They’re celebrated for their longstanding contributions to art and culture, but none of these dimwits managed to become famous while they were still alive.
1. Vincent Van Gogh
Get a load of this numbskull. He’s one of the most renowned painters in history, but he lived most of his life in obscurity and only managed to sell one painting before he died. Talk about a boneheaded move!
2. Herman Melville
This moron died in 1891, but his masterwork, Moby-Dick, didn’t garner critical acclaim until the 1920s. Didn’t really think that one through, eh, Herman?
3. Edgar Allan Poe
He may be a towering poet and short story author, but this master of the macabre couldn’t master living long enough to benefit from his fame.
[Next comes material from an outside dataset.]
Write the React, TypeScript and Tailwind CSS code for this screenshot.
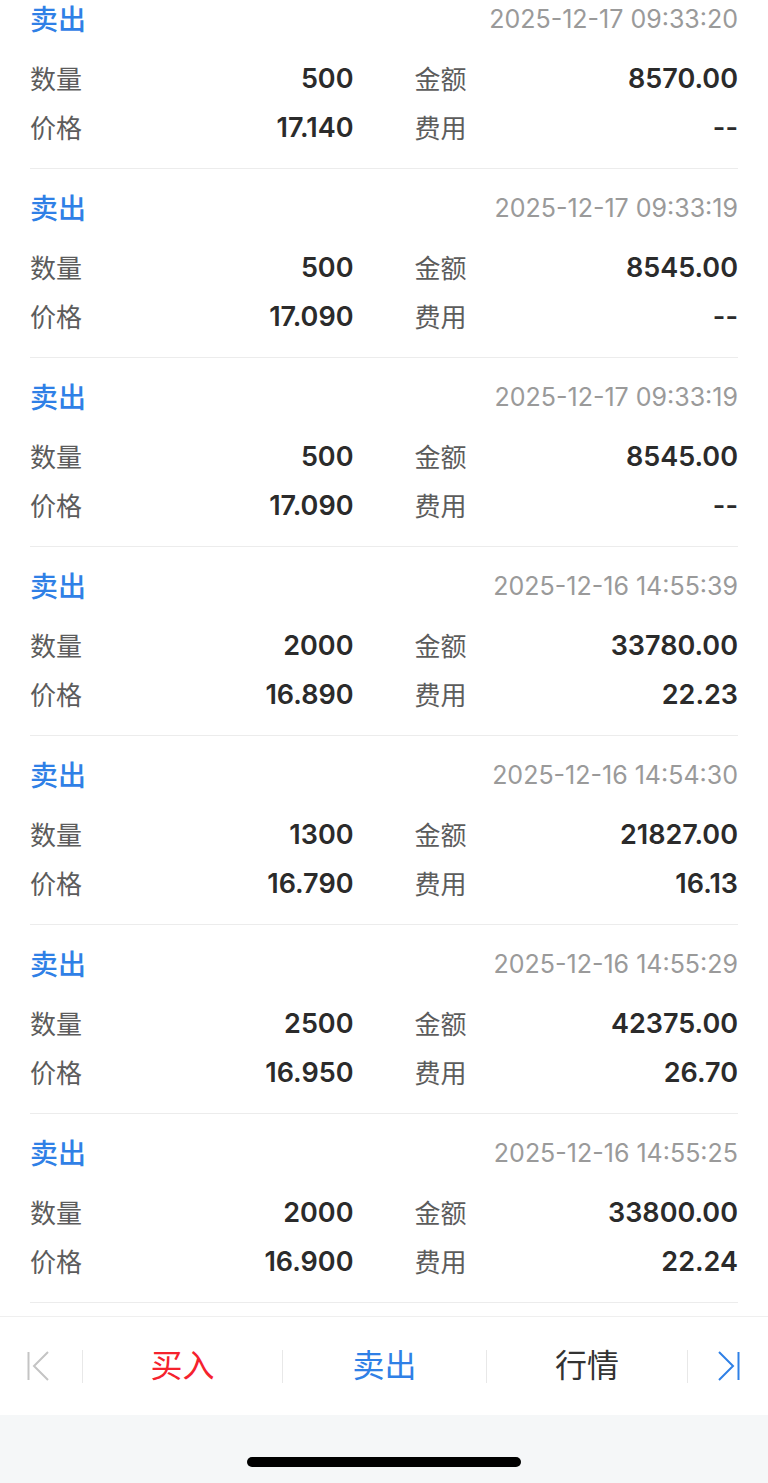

Quoth the raven, “What a moron!”
4. Johannes Vermeer
This Dutch painter’s works are now worth millions—too bad the big doofus croaked right before anyone realized how good he was. Stupid. Just stupid.
5. Franz Kafka
A world-class dum-dum who kicked the bucket before he was ever appreciated for his absurd, nightmarish short stories. Earth to Franz: You can’t enjoy being famous when you’re dead!
6. Emily Dickinson
“Hey, here’s a gem of an idea! I’ll write all these brilliant poems and then die before anyone gets a chance to read them!”
7. Henry David Thoreau
He’s revered today for his classic texts on nature and civil disobedience, but this buffoon went and died 60 years before anyone cared about him, missing the sweet spot by a long shot. Didn’t anyone ever tell him? Timing is everything!